#### Requirement:
Leave the pictures out, and retype all of the material exactly as written.

#### Supplied information:
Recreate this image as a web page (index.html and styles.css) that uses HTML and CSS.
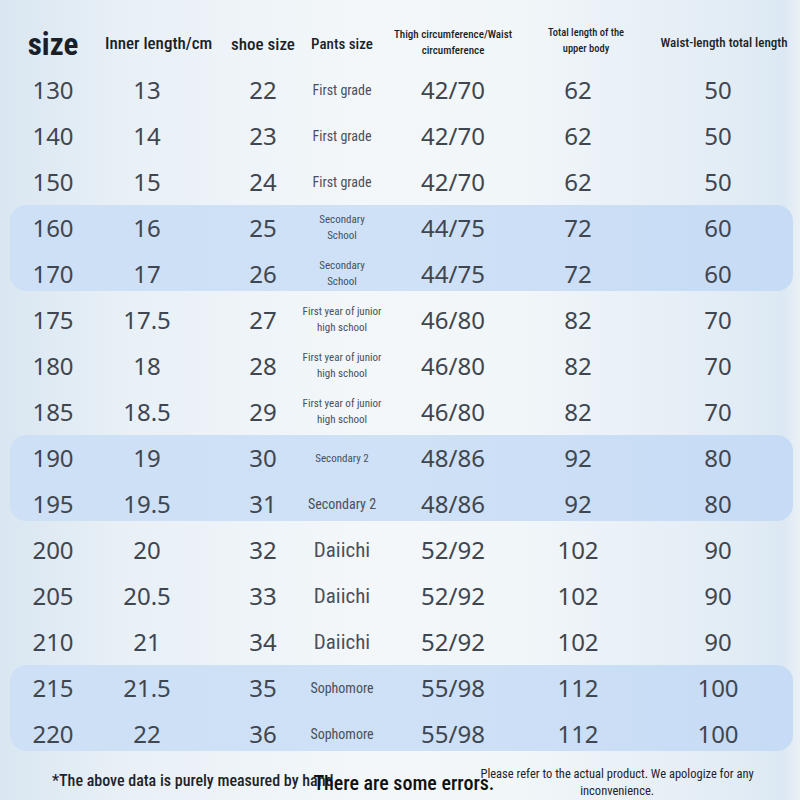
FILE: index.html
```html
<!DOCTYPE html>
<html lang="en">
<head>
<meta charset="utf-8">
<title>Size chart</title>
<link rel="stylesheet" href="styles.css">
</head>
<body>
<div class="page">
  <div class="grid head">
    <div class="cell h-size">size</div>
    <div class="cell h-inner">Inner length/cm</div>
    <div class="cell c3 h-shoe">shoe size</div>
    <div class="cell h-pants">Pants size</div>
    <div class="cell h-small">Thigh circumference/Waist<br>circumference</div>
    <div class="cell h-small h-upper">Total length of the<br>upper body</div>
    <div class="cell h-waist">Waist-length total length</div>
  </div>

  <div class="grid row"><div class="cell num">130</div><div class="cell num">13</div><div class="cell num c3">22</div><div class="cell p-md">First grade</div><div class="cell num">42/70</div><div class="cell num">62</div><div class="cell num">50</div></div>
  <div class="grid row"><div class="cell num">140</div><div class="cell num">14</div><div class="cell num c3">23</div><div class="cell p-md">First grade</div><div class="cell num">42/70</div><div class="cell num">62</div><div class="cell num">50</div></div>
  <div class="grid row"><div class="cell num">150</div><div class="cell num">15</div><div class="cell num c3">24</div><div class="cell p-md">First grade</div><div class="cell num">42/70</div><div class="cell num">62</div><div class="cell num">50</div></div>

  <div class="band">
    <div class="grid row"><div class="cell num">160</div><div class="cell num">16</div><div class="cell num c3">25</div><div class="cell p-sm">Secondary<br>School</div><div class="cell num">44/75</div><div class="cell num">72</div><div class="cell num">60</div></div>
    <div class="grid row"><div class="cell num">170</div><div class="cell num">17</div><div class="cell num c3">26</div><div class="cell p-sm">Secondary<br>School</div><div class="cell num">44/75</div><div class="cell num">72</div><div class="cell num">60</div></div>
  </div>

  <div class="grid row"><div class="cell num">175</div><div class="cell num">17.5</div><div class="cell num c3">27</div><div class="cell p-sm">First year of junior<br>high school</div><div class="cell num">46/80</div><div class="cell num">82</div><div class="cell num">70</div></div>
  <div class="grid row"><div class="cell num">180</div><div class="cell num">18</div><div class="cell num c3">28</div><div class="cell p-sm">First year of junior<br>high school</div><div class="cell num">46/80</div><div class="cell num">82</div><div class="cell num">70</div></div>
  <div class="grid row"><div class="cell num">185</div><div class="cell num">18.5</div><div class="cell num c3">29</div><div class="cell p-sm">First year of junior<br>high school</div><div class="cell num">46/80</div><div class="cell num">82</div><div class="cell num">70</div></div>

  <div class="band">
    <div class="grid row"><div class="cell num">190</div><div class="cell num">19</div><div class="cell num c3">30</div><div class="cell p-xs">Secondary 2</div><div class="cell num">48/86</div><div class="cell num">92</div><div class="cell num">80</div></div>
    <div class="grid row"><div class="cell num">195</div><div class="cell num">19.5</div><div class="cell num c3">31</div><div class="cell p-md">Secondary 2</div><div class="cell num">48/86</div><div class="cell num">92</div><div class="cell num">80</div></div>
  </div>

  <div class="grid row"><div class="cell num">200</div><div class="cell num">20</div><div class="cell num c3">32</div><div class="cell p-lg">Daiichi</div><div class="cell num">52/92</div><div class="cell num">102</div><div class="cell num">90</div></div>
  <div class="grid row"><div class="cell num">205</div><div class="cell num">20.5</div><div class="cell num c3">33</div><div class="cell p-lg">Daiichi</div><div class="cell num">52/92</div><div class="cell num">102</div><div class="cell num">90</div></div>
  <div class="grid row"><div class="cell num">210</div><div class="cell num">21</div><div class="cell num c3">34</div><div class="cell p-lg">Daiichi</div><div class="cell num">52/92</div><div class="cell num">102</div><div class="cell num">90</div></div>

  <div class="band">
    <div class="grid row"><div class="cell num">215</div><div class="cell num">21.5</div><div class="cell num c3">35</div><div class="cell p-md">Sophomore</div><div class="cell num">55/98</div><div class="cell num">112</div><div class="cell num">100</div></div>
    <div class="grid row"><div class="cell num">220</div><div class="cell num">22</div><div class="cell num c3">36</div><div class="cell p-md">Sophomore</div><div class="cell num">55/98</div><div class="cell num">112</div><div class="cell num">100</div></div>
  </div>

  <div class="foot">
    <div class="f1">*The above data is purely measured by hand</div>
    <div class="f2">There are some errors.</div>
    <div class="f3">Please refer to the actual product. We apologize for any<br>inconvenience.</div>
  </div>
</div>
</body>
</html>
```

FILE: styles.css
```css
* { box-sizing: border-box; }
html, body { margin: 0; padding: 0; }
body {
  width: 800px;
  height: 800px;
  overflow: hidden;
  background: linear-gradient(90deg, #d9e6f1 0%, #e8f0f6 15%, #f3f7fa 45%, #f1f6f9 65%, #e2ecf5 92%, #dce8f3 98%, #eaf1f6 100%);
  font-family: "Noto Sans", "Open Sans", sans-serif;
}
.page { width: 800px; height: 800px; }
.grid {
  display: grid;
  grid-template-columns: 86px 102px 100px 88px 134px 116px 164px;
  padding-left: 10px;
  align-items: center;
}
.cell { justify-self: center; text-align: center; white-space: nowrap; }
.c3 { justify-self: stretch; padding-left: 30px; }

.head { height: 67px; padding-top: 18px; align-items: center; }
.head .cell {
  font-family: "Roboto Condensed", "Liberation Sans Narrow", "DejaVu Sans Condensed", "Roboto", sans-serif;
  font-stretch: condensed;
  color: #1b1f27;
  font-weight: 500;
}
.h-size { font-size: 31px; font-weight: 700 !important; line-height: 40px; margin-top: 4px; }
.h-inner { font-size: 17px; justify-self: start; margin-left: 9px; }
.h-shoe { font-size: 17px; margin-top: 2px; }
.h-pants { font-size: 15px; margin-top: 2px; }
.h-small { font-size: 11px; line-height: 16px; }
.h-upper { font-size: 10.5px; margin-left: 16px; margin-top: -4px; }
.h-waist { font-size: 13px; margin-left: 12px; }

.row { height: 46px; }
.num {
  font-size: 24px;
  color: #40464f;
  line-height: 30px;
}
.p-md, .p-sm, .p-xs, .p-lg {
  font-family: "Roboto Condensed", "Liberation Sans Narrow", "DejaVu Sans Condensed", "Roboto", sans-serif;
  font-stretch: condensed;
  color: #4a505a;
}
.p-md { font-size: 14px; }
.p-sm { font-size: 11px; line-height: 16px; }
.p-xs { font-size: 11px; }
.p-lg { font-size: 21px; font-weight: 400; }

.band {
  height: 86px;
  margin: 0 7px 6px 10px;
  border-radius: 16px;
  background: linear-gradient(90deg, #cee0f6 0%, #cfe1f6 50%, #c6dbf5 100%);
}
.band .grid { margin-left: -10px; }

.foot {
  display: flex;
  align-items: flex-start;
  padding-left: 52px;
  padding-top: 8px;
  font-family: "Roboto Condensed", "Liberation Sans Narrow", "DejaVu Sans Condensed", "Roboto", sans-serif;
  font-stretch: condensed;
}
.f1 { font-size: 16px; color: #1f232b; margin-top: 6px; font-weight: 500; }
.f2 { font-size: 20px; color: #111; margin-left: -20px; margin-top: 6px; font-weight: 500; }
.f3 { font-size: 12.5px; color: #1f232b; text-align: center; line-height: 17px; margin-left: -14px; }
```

#### Exercise response:
Recreate this image as a web page (index.html and styles.css) that uses HTML and CSS.
FILE: index.html
```html
<!DOCTYPE html>
<html lang="en">
<head>
<meta charset="utf-8">
<title>Size chart</title>
<link rel="stylesheet" href="styles.css">
</head>
<body>
<div class="page">
  <div class="grid head">
    <div class="cell h-size">size</div>
    <div class="cell h-inner">Inner length/cm</div>
    <div class="cell c3 h-shoe">shoe size</div>
    <div class="cell h-pants">Pants size</div>
    <div class="cell h-small">Thigh circumference/Waist<br>circumference</div>
    <div class="cell h-small h-upper">Total length of the<br>upper body</div>
    <div class="cell h-waist">Waist-length total length</div>
  </div>

  <div class="grid row"><div class="cell num">130</div><div class="cell num">13</div><div class="cell num c3">22</div><div class="cell p-md">First grade</div><div class="cell num">42/70</div><div class="cell num">62</div><div class="cell num">50</div></div>
  <div class="grid row"><div class="cell num">140</div><div class="cell num">14</div><div class="cell num c3">23</div><div class="cell p-md">First grade</div><div class="cell num">42/70</div><div class="cell num">62</div><div class="cell num">50</div></div>
  <div class="grid row"><div class="cell num">150</div><div class="cell num">15</div><div class="cell num c3">24</div><div class="cell p-md">First grade</div><div class="cell num">42/70</div><div class="cell num">62</div><div class="cell num">50</div></div>

  <div class="band">
    <div class="grid row"><div class="cell num">160</div><div class="cell num">16</div><div class="cell num c3">25</div><div class="cell p-sm">Secondary<br>School</div><div class="cell num">44/75</div><div class="cell num">72</div><div class="cell num">60</div></div>
    <div class="grid row"><div class="cell num">170</div><div class="cell num">17</div><div class="cell num c3">26</div><div class="cell p-sm">Secondary<br>School</div><div class="cell num">44/75</div><div class="cell num">72</div><div class="cell num">60</div></div>
  </div>

  <div class="grid row"><div class="cell num">175</div><div class="cell num">17.5</div><div class="cell num c3">27</div><div class="cell p-sm">First year of junior<br>high school</div><div class="cell num">46/80</div><div class="cell num">82</div><div class="cell num">70</div></div>
  <div class="grid row"><div class="cell num">180</div><div class="cell num">18</div><div class="cell num c3">28</div><div class="cell p-sm">First year of junior<br>high school</div><div class="cell num">46/80</div><div class="cell num">82</div><div class="cell num">70</div></div>
  <div class="grid row"><div class="cell num">185</div><div class="cell num">18.5</div><div class="cell num c3">29</div><div class="cell p-sm">First year of junior<br>high school</div><div class="cell num">46/80</div><div class="cell num">82</div><div class="cell num">70</div></div>

  <div class="band">
    <div class="grid row"><div class="cell num">190</div><div class="cell num">19</div><div class="cell num c3">30</div><div class="cell p-xs">Secondary 2</div><div class="cell num">48/86</div><div class="cell num">92</div><div class="cell num">80</div></div>
    <div class="grid row"><div class="cell num">195</div><div class="cell num">19.5</div><div class="cell num c3">31</div><div class="cell p-md">Secondary 2</div><div class="cell num">48/86</div><div class="cell num">92</div><div class="cell num">80</div></div>
  </div>

  <div class="grid row"><div class="cell num">200</div><div class="cell num">20</div><div class="cell num c3">32</div><div class="cell p-lg">Daiichi</div><div class="cell num">52/92</div><div class="cell num">102</div><div class="cell num">90</div></div>
  <div class="grid row"><div class="cell num">205</div><div class="cell num">20.5</div><div class="cell num c3">33</div><div class="cell p-lg">Daiichi</div><div class="cell num">52/92</div><div class="cell num">102</div><div class="cell num">90</div></div>
  <div class="grid row"><div class="cell num">210</div><div class="cell num">21</div><div class="cell num c3">34</div><div class="cell p-lg">Daiichi</div><div class="cell num">52/92</div><div class="cell num">102</div><div class="cell num">90</div></div>

  <div class="band">
    <div class="grid row"><div class="cell num">215</div><div class="cell num">21.5</div><div class="cell num c3">35</div><div class="cell p-md">Sophomore</div><div class="cell num">55/98</div><div class="cell num">112</div><div class="cell num">100</div></div>
    <div class="grid row"><div class="cell num">220</div><div class="cell num">22</div><div class="cell num c3">36</div><div class="cell p-md">Sophomore</div><div class="cell num">55/98</div><div class="cell num">112</div><div class="cell num">100</div></div>
  </div>

  <div class="foot">
    <div class="f1">*The above data is purely measured by hand</div>
    <div class="f2">There are some errors.</div>
    <div class="f3">Please refer to the actual product. We apologize for any<br>inconvenience.</div>
  </div>
</div>
</body>
</html>
```

FILE: styles.css
```css
* { box-sizing: border-box; }
html, body { margin: 0; padding: 0; }
body {
  width: 800px;
  height: 800px;
  overflow: hidden;
  background: linear-gradient(90deg, #d9e6f1 0%, #e8f0f6 15%, #f3f7fa 45%, #f1f6f9 65%, #e2ecf5 92%, #dce8f3 98%, #eaf1f6 100%);
  font-family: "Noto Sans", "Open Sans", sans-serif;
}
.page { width: 800px; height: 800px; }
.grid {
  display: grid;
  grid-template-columns: 86px 102px 100px 88px 134px 116px 164px;
  padding-left: 10px;
  align-items: center;
}
.cell { justify-self: center; text-align: center; white-space: nowrap; }
.c3 { justify-self: stretch; padding-left: 30px; }

.head { height: 67px; padding-top: 18px; align-items: center; }
.head .cell {
  font-family: "Roboto Condensed", "Liberation Sans Narrow", "DejaVu Sans Condensed", "Roboto", sans-serif;
  font-stretch: condensed;
  color: #1b1f27;
  font-weight: 500;
}
.h-size { font-size: 31px; font-weight: 700 !important; line-height: 40px; margin-top: 4px; }
.h-inner { font-size: 17px; justify-self: start; margin-left: 9px; }
.h-shoe { font-size: 17px; margin-top: 2px; }
.h-pants { font-size: 15px; margin-top: 2px; }
.h-small { font-size: 11px; line-height: 16px; }
.h-upper { font-size: 10.5px; margin-left: 16px; margin-top: -4px; }
.h-waist { font-size: 13px; margin-left: 12px; }

.row { height: 46px; }
.num {
  font-size: 24px;
  color: #40464f;
  line-height: 30px;
}
.p-md, .p-sm, .p-xs, .p-lg {
  font-family: "Roboto Condensed", "Liberation Sans Narrow", "DejaVu Sans Condensed", "Roboto", sans-serif;
  font-stretch: condensed;
  color: #4a505a;
}
.p-md { font-size: 14px; }
.p-sm { font-size: 11px; line-height: 16px; }
.p-xs { font-size: 11px; }
.p-lg { font-size: 21px; font-weight: 400; }

.band {
  height: 86px;
  margin: 0 7px 6px 10px;
  border-radius: 16px;
  background: linear-gradient(90deg, #cee0f6 0%, #cfe1f6 50%, #c6dbf5 100%);
}
.band .grid { margin-left: -10px; }

.foot {
  display: flex;
  align-items: flex-start;
  padding-left: 52px;
  padding-top: 8px;
  font-family: "Roboto Condensed", "Liberation Sans Narrow", "DejaVu Sans Condensed", "Roboto", sans-serif;
  font-stretch: condensed;
}
.f1 { font-size: 16px; color: #1f232b; margin-top: 6px; font-weight: 500; }
.f2 { font-size: 20px; color: #111; margin-left: -20px; margin-top: 6px; font-weight: 500; }
.f3 { font-size: 12.5px; color: #1f232b; text-align: center; line-height: 17px; margin-left: -14px; }
```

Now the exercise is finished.